Le Plateau central, en dépit de certaines contraintes géologiques et autres, a une grande importance pour le développement de l'agriculture. La zone, dont le sous-sol est particulièrement riche en argile, se prête volontiers à la création de lacs collinaires qui sont extrêmement importants pour le développement de l'aquaculture, une activité dont les retombées ne peuvent être que bénéfiques pour les cultivateurs de la région.
Grands producteurs d'avocats et de « pois congo » (haricots), les cultivateurs, devant l'absence d'infrastructures et face aux difficultés de transport, se sont encore une fois tournés vers la République dominicaine, pour écouler leurs produits qui sont généralement bradés à vil prix. Ce qui ne profite en rien à l'économie nationale. De plus, on connaît l'importance que revêt la production de mangues pour l'économie du pays qui en est le quatrième exportateur mondial. L'absence de routes, de voies de pénétration handicapent les activités des secteurs concernés par la production et la commercialisation de cette denrée.

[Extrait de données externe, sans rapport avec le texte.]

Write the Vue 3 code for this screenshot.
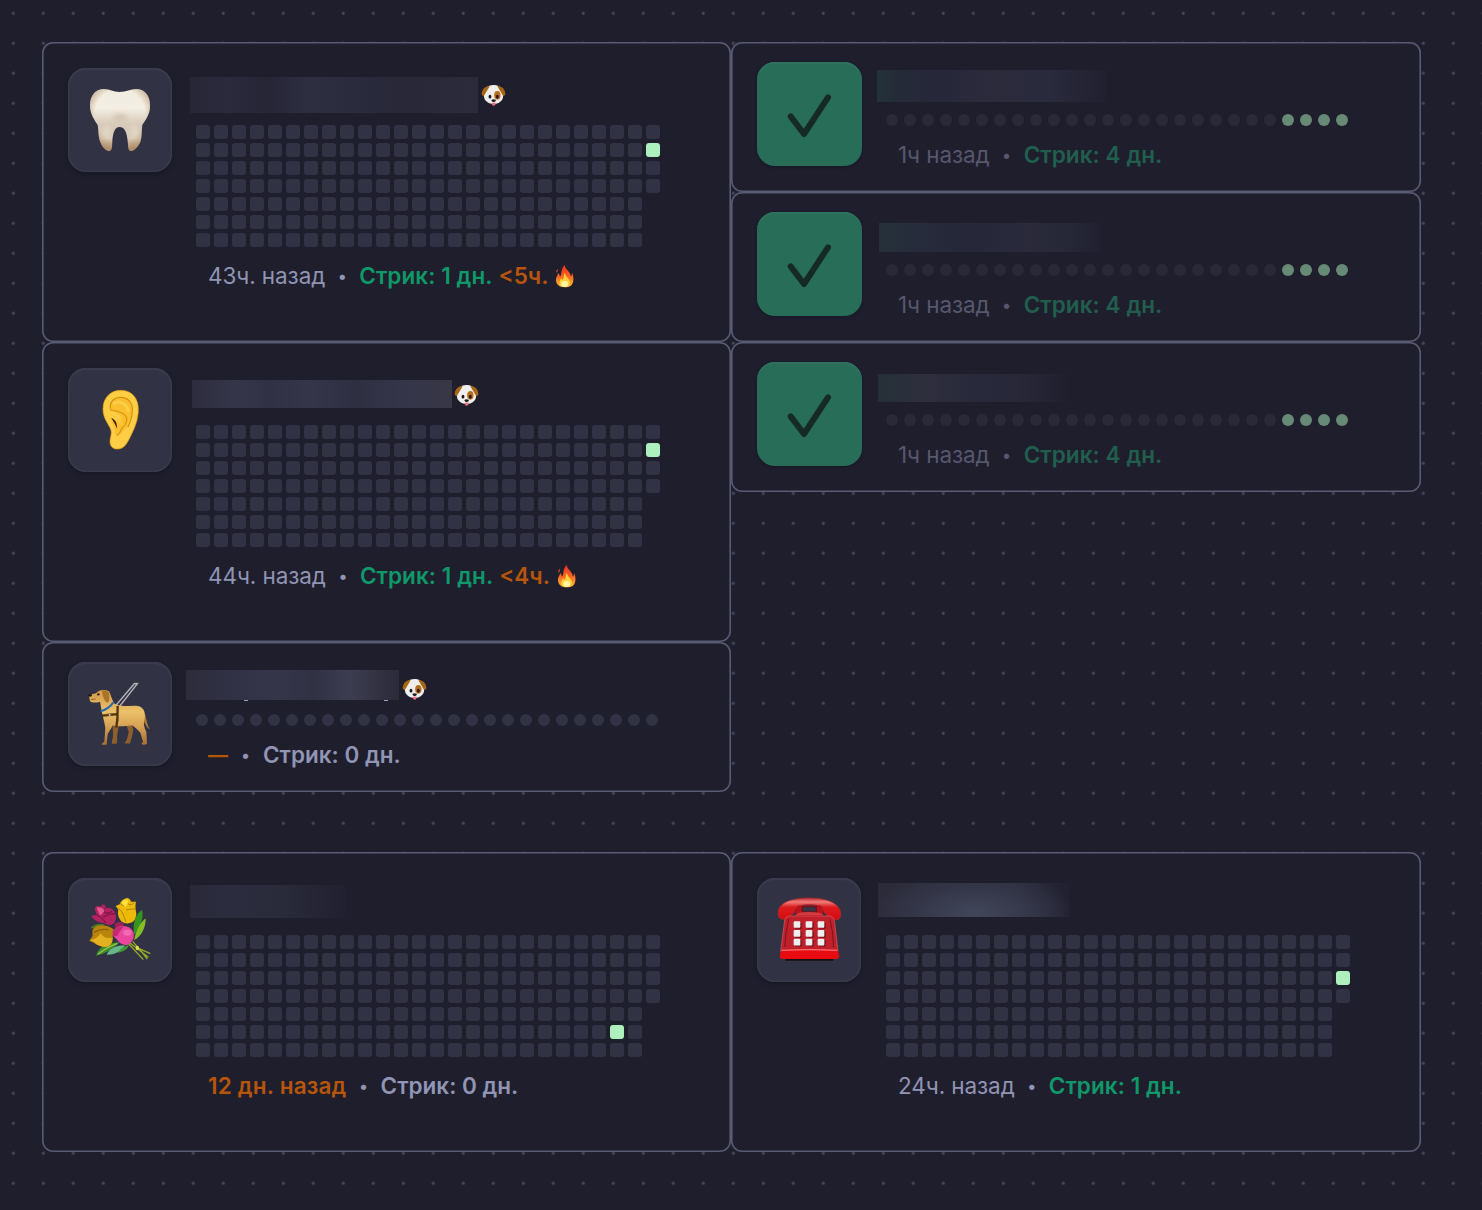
<script setup>
const columns = 26
const weeks = Array.from({ length: columns * 7 - 3 }, (_, i) => i)
const days = Array.from({ length: columns }, (_, i) => i)

const groups = [
  {
    id: 'daily',
    columns: [
      [
        { id: 'tooth', tall: true, pet: true, hit: 176, ago: '43ч. назад', streak: 'Стрик: 1 дн.', left: '<5ч.' },
        { id: 'ear', tall: true, pet: true, hit: 176, ago: '44ч. назад', streak: 'Стрик: 1 дн.', left: '<4ч.' },
        { id: 'dog', pet: true, ago: '—', late: true, streak: 'Стрик: 0 дн.', cold: true },
      ],
      [
        { id: 'first', done: true, ago: '1ч назад', streak: 'Стрик: 4 дн.' },
        { id: 'second', done: true, ago: '1ч назад', streak: 'Стрик: 4 дн.' },
        { id: 'third', done: true, ago: '1ч назад', streak: 'Стрик: 4 дн.' },
      ],
    ],
  },
  {
    id: 'weekly',
    columns: [
      [{ id: 'flowers', tall: true, hit: 166, ago: '12 дн. назад', late: true, streak: 'Стрик: 0 дн.', cold: true }],
      [{ id: 'phone', tall: true, hit: 177, ago: '24ч. назад', streak: 'Стрик: 1 дн.' }],
    ],
  },
]
</script>

<template>
  <main class="board">
    <section v-for="group in groups" :key="group.id" class="group">
      <div v-for="(column, c) in group.columns" :key="c" class="column">
        <article v-for="item in column" :key="item.id" class="card" :class="[item.id, { tall: item.tall, done: item.done }]">
          <div class="tile">
            <svg v-if="item.done" viewBox="82 94 312 312">
              <path d="M183 257 L223 310 L295 200" fill="none" stroke="#152a24" stroke-width="18" stroke-linecap="round" stroke-linejoin="round" />
            </svg>

            <svg v-else-if="item.id === 'tooth'" viewBox="114 114 312 312">
              <defs>
                <linearGradient id="enamel" x1="0" y1="0" x2="0" y2="1">
                  <stop offset="0" stop-color="#f1ece0" />
                  <stop offset=".3" stop-color="#f4efe4" />
                  <stop offset=".58" stop-color="#d6c9b7" />
                  <stop offset=".8" stop-color="#d8cbb8" />
                  <stop offset="1" stop-color="#b58d66" />
                </linearGradient>
                <radialGradient id="enamelEdge" cx=".5" cy=".42" r=".6">
                  <stop offset=".7" stop-color="#a98862" stop-opacity="0" />
                  <stop offset="1" stop-color="#a98862" stop-opacity=".65" />
                </radialGradient>
                <filter id="soft" x="-50%" y="-50%" width="200%" height="200%"><feGaussianBlur stdDeviation="8" /></filter>
              </defs>
              <path d="M220 177 C242 177 248 186 268 186 C290 186 300 177 320 177 C348 179 360 200 360 228 C360 255 345 272 337 285 C334 305 337 325 329 340 C321 354 311 363 303 363 C293 362 295 347 293 333 C291 309 284 291 269 291 C254 291 249 309 247 333 C246 350 247 363 237 363 C226 362 216 350 211 336 C204 318 206 300 203 285 C193 270 180 252 180 226 C181 199 193 179 220 177 Z" fill="url(#enamel)" />
              <path d="M220 177 C242 177 248 186 268 186 C290 186 300 177 320 177 C348 179 360 200 360 228 C360 255 345 272 337 285 C334 305 337 325 329 340 C321 354 311 363 303 363 C293 362 295 347 293 333 C291 309 284 291 269 291 C254 291 249 309 247 333 C246 350 247 363 237 363 C226 362 216 350 211 336 C204 318 206 300 203 285 C193 270 180 252 180 226 C181 199 193 179 220 177 Z" fill="url(#enamelEdge)" />
              <ellipse cx="270" cy="262" rx="22" ry="10" fill="#bfae98" opacity=".5" filter="url(#soft)" />
              <ellipse cx="230" cy="305" rx="8" ry="22" fill="#eee5d5" opacity=".6" filter="url(#soft)" />
              <ellipse cx="313" cy="305" rx="8" ry="22" fill="#eee5d5" opacity=".6" filter="url(#soft)" />
            </svg>

            <svg v-else-if="item.id === 'ear'" viewBox="84 84 312 312">
              <path d="M243 151 C276 151 295 176 295 207 C295 239 284 264 271 290 C260 312 252 327 232 327 C217 327 210 317 210 305 C210 292 216 284 213 271 C208 253 189 238 189 207 C189 174 211 151 243 151 Z" fill="#ffce45" stroke="#e69e10" stroke-width="2" />
              <path d="M211 201 C210 180 225 172 241 172 C264 172 276 188 276 207 C277 240 258 269 241 282 C235 289 225 288 225 279 C224 266 219 246 207 232 C220 236 231 242 237 250 C249 239 245 226 234 221 C225 216 212 214 211 201 Z" fill="#f8bf30" />
              <path d="M211 205 C209 182 225 172 241 172 C266 172 279 190 277 214 C276 231 270 249 264 260" fill="none" stroke="#d98f08" stroke-width="3.5" stroke-linecap="round" />
              <path d="M212 210 C229 213 249 214 258 229 C266 244 253 258 246 265 C240 272 241 283 231 286" fill="none" stroke="#e29a0c" stroke-width="4" stroke-linecap="round" />
              <path d="M222 190 C239 182 258 188 264 212" fill="none" stroke="#ffce48" stroke-width="9" stroke-linecap="round" />
              <path d="M214 234 C225 238 232 248 231 266 C228 259 223 247 214 234 Z" fill="#3b1b04" />
              <path d="M214 227 C235 229 246 240 243 254" fill="none" stroke="#ffc83a" stroke-width="5" stroke-linecap="round" />
            </svg>

            <svg v-else-if="item.id === 'dog'" viewBox="84 96 312 312">
              <defs>
                <linearGradient id="coat" x1="0" y1="0" x2="0" y2="1">
                  <stop offset="0" stop-color="#d09a48" />
                  <stop offset=".4" stop-color="#ecc06a" />
                  <stop offset=".7" stop-color="#d39d50" />
                  <stop offset="1" stop-color="#a56e35" />
                </linearGradient>
              </defs>
              <path d="M228 226 L283 161 L292 161 L239 229" fill="none" stroke="#85868d" stroke-width="5" />
              <path d="M228 226 L283 161 L292 161 L239 229" fill="none" stroke="#dedee2" stroke-width="2" />
              <path d="M218 278 L219 322 Q214 337 216 341 L229 341 Q233 336 231 320 L238 280 Z M257 278 L266 305 Q263 329 253 340 L268 341 Q274 334 280 300 L274 275 Z" fill="#8c5f2c" />
              <path d="M306 242 C322 251 316 278 330 298 C318 292 315 278 307 267 Z" fill="#aa7838" />
              <path d="M146 195 L168 190 C175 179 194 177 207 184 C214 197 216 210 222 220 C237 232 262 226 288 227 C308 228 318 243 314 266 C309 280 313 292 319 306 L321 342 Q310 347 304 342 L309 335 L301 308 C291 297 284 291 275 286 C255 289 233 291 219 286 L203 312 L200 344 L185 344 Q184 339 193 335 L196 294 C193 273 185 249 183 232 L180 215 C169 219 154 219 150 213 Z" fill="url(#coat)" />
              <path d="M186 183 C200 178 210 186 208 203 C208 215 204 221 198 216 C190 208 188 195 186 183 Z" fill="#a97428" />
              <ellipse cx="150" cy="196" rx="6" ry="4" fill="#221c1c" />
              <circle cx="175" cy="193" r="3.5" fill="#2c1809" />
              <path d="M153 209 L167 207" stroke="#7f5120" stroke-width="2.5" />
              <path d="M182 244 Q207 236 220 217" fill="none" stroke="#2469ad" stroke-width="6" />
              <path d="M186 257 L234 252 M233 228 Q234 264 229 293" fill="none" stroke="#4b310c" stroke-width="7" />
              <path d="M188 254 L229 250 M236 234 L235 275" fill="none" stroke="#966b25" stroke-width="1.8" />
              <path d="M208 252 L210 259" stroke="#c6bea4" stroke-width="5" />
            </svg>

            <svg v-else-if="item.id === 'flowers'" viewBox="84 84 312 312">
              <path d="M306 180 C288 191 276 218 283 255 C299 233 313 206 306 180 Z" fill="#36951f" />
              <path d="M317 205 C304 215 290 235 282 270 C302 263 318 233 317 205 Z" fill="#87bd24" />
              <path d="M151 235 Q164 219 190 222 L204 238 Z" fill="#487529" />
              <path d="M168 317 C178 285 208 279 239 277 C223 296 195 312 168 317 Z" fill="#3f8c2b" />
              <path d="M174 313 Q200 292 232 280" fill="none" stroke="#91c64b" stroke-width="4" />
              <path d="M200 314 C209 294 230 286 255 286 C242 306 224 315 200 314 Z" fill="#69b68c" />
              <path d="M234 309 Q240 292 267 285 Q262 302 234 309 Z" fill="#3e9730" />
              <path d="M258 273 L310 329 M267 277 L325 322 M278 274 L296 295 L331 311 M297 295 L322 327" fill="none" stroke="#95ad28" stroke-width="4" />
              <path d="M153 198 L171 194 Q160 175 169 168 L183 170 Q184 161 194 164 L198 175 Q219 170 226 191 Q232 208 220 221 Q207 230 190 219 Q169 219 153 198 Z" fill="#b52262" />
              <path d="M174 174 Q182 189 193 178 Q191 198 216 184 M170 195 Q187 202 197 219 M190 201 Q214 190 226 191" fill="none" stroke="#7d1746" stroke-width="4" />
              <path d="M170 173 Q183 169 194 181 Q183 199 179 194 Z" fill="#e45a91" />
              <path d="M227 168 L239 163 Q244 148 260 144 Q270 144 273 155 L288 155 Q284 170 289 191 Q288 207 278 216 Q260 225 245 215 Q230 197 235 179 Z" fill="#edba09" />
              <path d="M240 157 Q249 177 260 156 Q269 171 282 159 M235 174 Q249 184 258 217 M258 180 Q273 176 287 177" fill="none" stroke="#b58406" stroke-width="3" />
              <path d="M244 158 Q257 142 266 153 L257 172 Z" fill="#ffdf42" />
              <path d="M148 272 L158 257 Q153 235 171 227 Q198 221 221 238 L218 264 Q221 284 198 291 Q177 290 161 278 Z" fill="#b88409" />
              <path d="M150 271 Q171 267 182 250 Q192 268 218 263 Q216 290 196 291 Q175 289 162 276 Z" fill="#e3b11f" />
              <path d="M162 247 Q180 235 206 239" fill="none" stroke="#8b6106" stroke-width="4" />
              <path d="M224 223 Q234 208 251 221 L249 240 L226 244 Z" fill="#a0205a" />
              <path d="M219 242 Q233 226 250 228 Q271 228 281 247 Q285 275 263 284 Q244 288 229 267 L219 257 Z" fill="#ea46a0" />
              <path d="M218 241 Q235 227 252 230 Q240 239 232 259 L218 258 Z" fill="#c42a72" />
              <ellipse cx="262" cy="248" rx="13" ry="9" fill="#f26ab4" />
              <ellipse cx="292" cy="294" rx="5" ry="7" fill="#e2da56" />
            </svg>

            <svg v-else viewBox="112 84 312 312">
              <defs>
                <linearGradient id="handset" x1="0" y1="0" x2="0" y2="1">
                  <stop offset="0" stop-color="#b8282d" />
                  <stop offset=".18" stop-color="#ee7f7d" />
                  <stop offset=".42" stop-color="#dc1b1f" />
                  <stop offset="1" stop-color="#d60c10" />
                </linearGradient>
              </defs>
              <path d="M197 325 H341 V332 H197 Z" fill="#170f15" />
              <path d="M228 166 H310 V200 H228 Z" fill="#ba1219" />
              <path d="M248 170 H290 V186 H248 Z" fill="#34374a" stroke="#721019" stroke-width="4" />
              <path d="M176 184 C180 155 222 144 269 144 C317 144 356 158 362 184 C365 200 360 209 352 209 C339 209 331 203 319 193 C308 184 312 168 302 167 Q269 160 237 167 C225 169 229 185 219 193 C206 202 199 208 187 208 C175 205 175 195 176 184 Z" fill="url(#handset)" stroke="#b72b31" stroke-width="2" />
              <path d="M207 198 H330 Q342 199 344 211 L355 305 H183 L195 210 Q197 200 207 198 Z" fill="#c0202a" stroke="#df5a5e" stroke-width="2" />
              <path d="M207 207 Q197 250 195 291 M331 207 Q341 250 342 291" fill="none" stroke="#79151f" stroke-width="3" />
              <path d="M184 299 Q269 294 354 299 L359 319 Q358 327 350 327 H188 Q180 326 180 319 Z" fill="#e80c10" />
              <path d="M185 301 Q269 297 353 301" fill="none" stroke="#f1777a" stroke-width="4" />
              <path d="M238 188 Q269 184 300 188 L312 196 H226 Z" fill="#d33b40" />
              <g v-for="row in 3" :key="row">
                <g v-for="col in 3" :key="col">
                  <rect :x="190 + col * 36" :y="190 + row * 26.5" width="20" height="20" rx="3" fill="#741019" />
                  <rect :x="186 + col * 36" :y="187 + row * 26.5" width="20" height="20" rx="3" fill="#eeeeef" />
                </g>
              </g>
            </svg>
          </div>

          <div class="body">
            <header class="title">
              <span class="mask"></span>
              <svg v-if="item.pet" class="pet" viewBox="124 73 75 66">
                <path d="M161 76 C178 74 187 85 190 103 C193 120 181 133 162 133 C143 133 130 120 133 103 C137 84 145 76 161 76 Z" fill="#eeeeed" />
                <path d="M146 79 Q128 83 126 102 Q126 110 133 108 Q140 97 150 80 Z M177 79 Q195 83 197 102 Q197 110 190 108 Q183 97 173 80 Z" fill="#a96612" />
                <ellipse cx="173" cy="107" rx="9.5" ry="13" fill="#b36b1c" />
                <ellipse cx="151" cy="111" rx="4.2" ry="5.5" fill="#1d1513" />
                <ellipse cx="173" cy="111" rx="4.2" ry="5.5" fill="#29170c" />
                <path d="M155 121 Q162 117 169 121 Q168 126 162 128 Q156 126 155 121 Z" fill="#211b1c" />
                <path d="M156 129 H168 Q168 138 162 138 Q156 138 156 129 Z" fill="#ec7184" />
              </svg>
            </header>

            <div v-if="item.tall" class="weeks">
              <i v-for="n in weeks" :key="n" :class="{ hit: n === item.hit }"></i>
            </div>
            <div v-else class="days">
              <i v-for="n in days" :key="n" :class="{ hit: item.done && n > 21 }"></i>
            </div>

            <footer class="meta">
              <span class="ago" :class="{ late: item.late }">{{ item.ago }}</span>
              <span class="sep">•</span>
              <span class="streak" :class="{ cold: item.cold }">{{ item.streak }}</span>
              <span v-if="item.left" class="left">{{ item.left }}</span>
              <svg v-if="item.left" class="fire" viewBox="1098 251 58 72">
                <defs>
                  <linearGradient id="flame" x1="0" y1="0" x2="0" y2="1">
                    <stop offset="0" stop-color="#e62b20" />
                    <stop offset=".5" stop-color="#fb6322" />
                    <stop offset="1" stop-color="#ffc02f" />
                  </linearGradient>
                </defs>
                <path d="M1127 253 C1128 268 1145 273 1146 289 Q1151 282 1149 276 C1156 292 1155 309 1146 316 Q1137 322 1127 321 C1110 321 1100 311 1101 297 C1102 287 1107 286 1107 277 Q1113 283 1113 289 C1120 281 1114 267 1127 253 Z M1107 265 Q1100 271 1102 277 Q1108 274 1107 265 Z" fill="url(#flame)" />
                <path d="M1128 278 C1129 290 1144 296 1143 309 Q1139 320 1127 320 Q1112 319 1111 307 Q1112 299 1117 294 Q1119 299 1121 299 C1127 291 1122 285 1128 278 Z" fill="#ffd33d" />
                <ellipse cx="1127" cy="311" rx="10" ry="9" fill="#fff6a6" />
              </svg>
            </footer>
          </div>
        </article>
      </div>
    </section>
  </main>
</template>

<style>
body {
  background: #1f1e2d;
}
</style>

<style scoped>
.board {
  box-sizing: border-box;
  width: 1482px;
  height: 1210px;
  padding: 42px 0 0 42px;
  display: flex;
  flex-direction: column;
  gap: 60px;
  overflow: hidden;
  background: #1f1e2d radial-gradient(circle at 15px 15px, #4a4a5e 0, #4a4a5e 1px, transparent 2px) -1.7px -1.7px / 30px 30px;
  font-family: Inter, "Liberation Sans", sans-serif;
}
.group {
  display: flex;
  align-items: flex-start;
}
.column {
  width: 689.4px;
  display: flex;
  flex-direction: column;
}
.card {
  box-sizing: border-box;
  height: 150px;
  padding: 20px 0 0 26px;
  display: flex;
  align-items: flex-start;
  background: #1f1e2d;
  border-radius: 11px;
  box-shadow: inset 0 0 0 1.6px #585b73;
}
.card.tall {
  height: 300px;
  padding-top: 26px;
}
.tile {
  flex: none;
  width: 104px;
  height: 104px;
  border-radius: 18px;
  background: #313244;
  box-shadow: inset 0 0 0 1.5px #393a4c, inset 0 2px 1px #404153, 0 2px 4px #11111b88;
}
.tile svg {
  display: block;
  width: 104px;
  height: 104px;
}
.done .tile {
  width: 104.6px;
  background: #286d58;
  box-shadow: inset 0 2px 1px #2e735f, 0 1px 3px #11111b88;
}
.body {
  margin-left: 12px;
}
.phone .body {
  margin-left: 12.6px;
}
.title {
  height: 51.5px;
  display: flex;
  align-items: flex-start;
}
.tall .title {
  height: 57px;
}
.mask {
  flex: none;
}
.pet {
  flex: none;
  width: 25px;
  height: 22px;
}
.tooth .mask {
  width: 288px;
  height: 36px;
  margin: 9px 0 0 6px;
  background: linear-gradient(90deg, #282737, #2a2a3c 13%, #252536 27%, #2e2e41 41%, #292a3c 60%, #282838 75%, #2b2b3b);
}
.tooth .pet { margin: 16px 0 0 3px; }
.ear .mask {
  width: 260px;
  height: 28px;
  margin: 12px 0 0 8px;
  background: linear-gradient(90deg, #2d2d3e, #353649 17%, #303144 30%, #35364a 45%, #2e2f41 63%, #35364a 82%, #383745);
}
.ear .pet { margin: 15.5px 0 0 2px; }
/* descenders of the hidden title show under the bar */
.dog .mask {
  width: 213px;
  height: 31px;
  margin: 7.5px 0 0 2px;
  background:
    linear-gradient(#9a9fbd, #9a9fbd) 58px 100% / 4px 1px no-repeat,
    linear-gradient(#9a9fbd, #9a9fbd) 198px 100% / 4px 1px no-repeat,
    linear-gradient(90deg, #2c2c3b, #303144 20%, #353649 43%, #303143 60%, #3c3d50 77%, #2b2a39) 0 0 / 100% 30px no-repeat;
}
.dog .pet { margin: 15.5px 0 0 3px; }
.flowers .mask {
  width: 155px;
  height: 33px;
  margin: 6.5px 0 0 6px;
  background: linear-gradient(90deg, #292939, #2b2c3d 25%, #292a3a 60%, #212030);
}
.first .mask {
  width: 230px;
  height: 32px;
  margin: 8px 0 0 3px;
  background: linear-gradient(90deg, #233239, #252a38 10%, #27273a 28%, #2b2b3c 50%, #292a3c 75%, #212030);
}
.second .mask {
  width: 222px;
  height: 29px;
  margin: 11px 0 0 5px;
  background: linear-gradient(90deg, #253039, #272b3b 18%, #252738 40%, #2a2a3b 68%, #262737 85%, #212030);
}
.third .mask {
  width: 194px;
  height: 28px;
  margin: 12px 0 0 4px;
  background: linear-gradient(90deg, #263037, #2e2e3d 26%, #28293a 50%, #282839 72%, #1f1e2d);
}
.phone .mask {
  width: 192px;
  height: 34px;
  margin: 5px 0 0 4.5px;
  background: radial-gradient(ellipse 52% 130% at 50% 90%, #42465a, #36394b 50%, #2c2b3b00), linear-gradient(90deg, #2c2b3a, #2c2d3d 70%, #212030);
}
.weeks {
  padding-left: 12px;
  display: grid;
  grid-auto-flow: column;
  grid-template-rows: repeat(7, 14px);
  grid-auto-columns: 14px;
  gap: 4px;
}
.weeks i {
  border-radius: 3px;
  background: #313244;
}
.weeks i.hit {
  background: #adf0be;
}
.days {
  padding-left: 12px;
  display: flex;
  gap: 6px;
}
.days i {
  width: 12px;
  height: 12px;
  border-radius: 50%;
  background: #313244;
}
.done .days i {
  background: #292938;
}
.done .days i.hit {
  background: #678a77;
}
.meta {
  height: 30px;
  margin-top: 14px;
  padding-left: 24px;
  display: flex;
  align-items: center;
  font-size: 22.5px;
  line-height: 30px;
  white-space: nowrap;
  color: #9095b4;
}
.ago {
  letter-spacing: -.08px;
}
.sep {
  width: 34px;
  text-align: center;
  font-size: 17px;
}
.streak,
.left,
.late {
  font-weight: 600;
}
.late {
  letter-spacing: .22px;
}
.dog .late {
  width: 20px;
  font-size: 20px;
  font-weight: 700;
  letter-spacing: 0;
}
.dog .sep {
  width: 35px;
}
.streak {
  color: #0f9868;
  letter-spacing: .08px;
}
.streak.cold {
  color: #9095b4;
  letter-spacing: 0;
}
.left {
  margin-left: 6px;
}
.left,
.late {
  color: #b7550b;
}
.fire {
  width: 19.3px;
  height: 24px;
  margin-left: 7px;
}
.done .meta {
  color: #55586f;
}
.done .streak {
  color: #215f4d;
}
</style>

Reprenons la route !Passé Mirebalais, c'est vraiment autre chose. Poussière, rocaille, nids-de-poule, crevasses, tout y est ! On en revient au bon vieux temps, quand se rendre à Hinche était toute une expédition qu'il fallait préparer à l'avance, en saison pluvieuse. Vivement que les choses changent !Cette route peut changer la réalité économique et sociale des habitants du département du Centre, et contribuer à l'intégration réelle de la région dans le processus de développement économique et touristique de tout le pays. Ce n'est là qu'un pas, un tout petit pas, mais dans la bonne direction.